On 6/29/21 12:35 PM, Jeff Layton wrote:
On Mon, 2021-06-28 at 09:07 -0700, Frank Filz wrote:
> There used to be a FSAL_POSIX that kept a handle database to map handles to files by
path. This was removed once we had FSAL_VFS with the open_by_handle and name_to_handle_at
facilities. Unfortunately, due to the things they can do, it was deemed they needed to be
privileged system calls requiring a CAP. Additionally, if nfs-ganesha is going to manage
multiple users, it needs to be able to seteuid/setegid. We DO have a new capability to
build without that need (it doesn't work on MacOS) and if you only needed to export
files owned by a single user, it would be easy to setup Ganesha to do so, and if you
needed to be able to export to non-owner users, we could probably make that work,
especially if non-owners would be read-only. There are some complexities about writing to
files, but I think they can be ignored in this use case (there may be some quota
implications, but if an owner is allowing non-owners to expand files, the quota definitely
should be assigned to the owner anyway, so doing the writes as the owner would be fine).
>
> But the only way to work around the CAP for open_by_handle is to add some kind of
handle mapping.
>
> Note that as long as the file is in mdcache, even if not open, we don't need to
do open_by_handle. Then the question becomes if name_to_handle_at also requires the CAP,
if so, we're sunk because we have no way of creating handles (it doesn't look like
name_to_handle_at requires CAP_DAC_READ_SEARCH).
>
> Otherwise, we might actually be OK for your use case if the clients don't need
access to files that have been evicted from cache (and of course a Ganesha restart evicts
everything from cache...).
>
> I'm not sure why we need cap_dac_override and cap_fowner - Jeff you did some
looking at CAPs, do you know why?
>
Not right offhand. DAC_OVERRIDE allows you to override any permission
bit checks, and FOWNER allows allows you to override checks for matching
owner (see capabilities(7)). It's conceivable that FSAL_VFS would need
those, but I'm not familiar with what it's doing specifically.

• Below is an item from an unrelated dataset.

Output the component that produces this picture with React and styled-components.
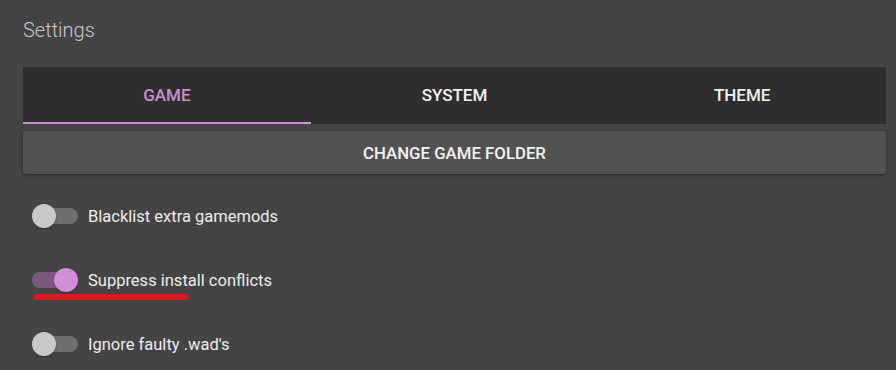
import React, { useState } from "react";
import styled, { createGlobalStyle } from "styled-components";

const Global = createGlobalStyle`
  html, body { margin: 0; padding: 0; background: #444444; }
  body { font-family: Roboto, "Liberation Sans", sans-serif; }
`;

const Page = styled.div`
  min-height: 370px;
  box-sizing: border-box;
  background: #444444;
  padding: 18px 10px 0 23px;
  display: flex;
  flex-direction: column;
`;

const Title = styled.h1`
  margin: 0;
  font-size: 20px;
  line-height: 24px;
  font-weight: 300;
  color: #c9c9c9;
`;

const TabBar = styled.div`
  margin-top: 25px;
  display: grid;
  grid-template-columns: repeat(3, 1fr);
  background: #2e2e2e;
`;

const Tab = styled.div`
  height: 55px;
  border-bottom: 2px solid ${(p) => (p.$active ? "#cf8fd9" : "transparent")};
  display: flex;
  align-items: center;
  justify-content: center;
  font-size: 17px;
  font-weight: 500;
  color: ${(p) => (p.$active ? "#c98fd3" : "#f2f2f2")};
`;

const Button = styled.button`
  margin-top: 7px;
  height: 43px;
  border: none;
  border-radius: 3px;
  background: #525252;
  box-shadow: 0 1px 3px rgba(0, 0, 0, 0.45);
  color: #f2f2f2;
  font-family: Roboto, "Liberation Sans", sans-serif;
  font-size: 16.8px;
  font-weight: 500;
  cursor: pointer;
`;

const List = styled.div`
  margin-top: 10px;
  display: flex;
  flex-direction: column;
`;

const Row = styled.div`
  position: relative;
  height: 64px;
  display: flex;
  align-items: center;
  padding-left: 9px;
  gap: 10px;
`;

const Switch = styled.div`
  position: relative;
  width: 46px;
  height: 24px;
  display: flex;
  align-items: center;
  flex: none;
`;

const Track = styled.div`
  width: 46px;
  height: 16px;
  border-radius: 8px;
  background: ${(p) => (p.$on ? "#7c5a80" : "#6e6e6e")};
`;

const Thumb = styled.div`
  position: absolute;
  top: 0;
  left: ${(p) => (p.$on ? "22px" : "0")};
  width: 24px;
  height: 24px;
  border-radius: 50%;
  background: ${(p) => (p.$on ? "#d08fd8" : "#c9c9c9")};
  box-shadow: 0 1px 2px rgba(0, 0, 0, 0.3);
`;

const Label = styled.span`
  font-size: 16.5px;
  color: #ececec;
`;

const Mark = styled.div`
  position: absolute;
  left: 10px;
  top: 46px;
  width: 155px;
  height: 6px;
  border-radius: 3px;
  background: #e0181c;
`;

const options = [
  { label: "Blacklist extra gamemods", on: false },
  { label: "Suppress install conflicts", on: true, marked: true },
  { label: "Ignore faulty .wad's", on: false },
];

export default function App() {
  const [tab, setTab] = useState(0);
  return (
    <>
      <Global />
      <Page>
        <Title>Settings</Title>
        <TabBar>
          {["GAME", "SYSTEM", "THEME"].map((t, i) => (
            <Tab key={t} $active={tab === i} onClick={() => setTab(i)}>
              {t}
            </Tab>
          ))}
        </TabBar>
        <Button>CHANGE GAME FOLDER</Button>
        <List>
          {options.map((o) => (
            <Row key={o.label}>
              <Switch>
                <Track $on={o.on} />
                <Thumb $on={o.on} />
              </Switch>
              <Label>{o.label}</Label>
              {o.marked && <Mark />}
            </Row>
          ))}
        </List>
      </Page>
    </>
  );
}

Long term, it might be nice to be able to drop even more capabilities
when using FSALs that don't require it. For instance, FSAL_CEPH doesn't
need any of them since it's a completely synthetic backend. It can
generally run with ganesha as a non-privileged user, but most
deployments still run it as root.
If we did this, we'd have to disallow adding new exports that reference
new FSALs at runtime, since they might need new caps.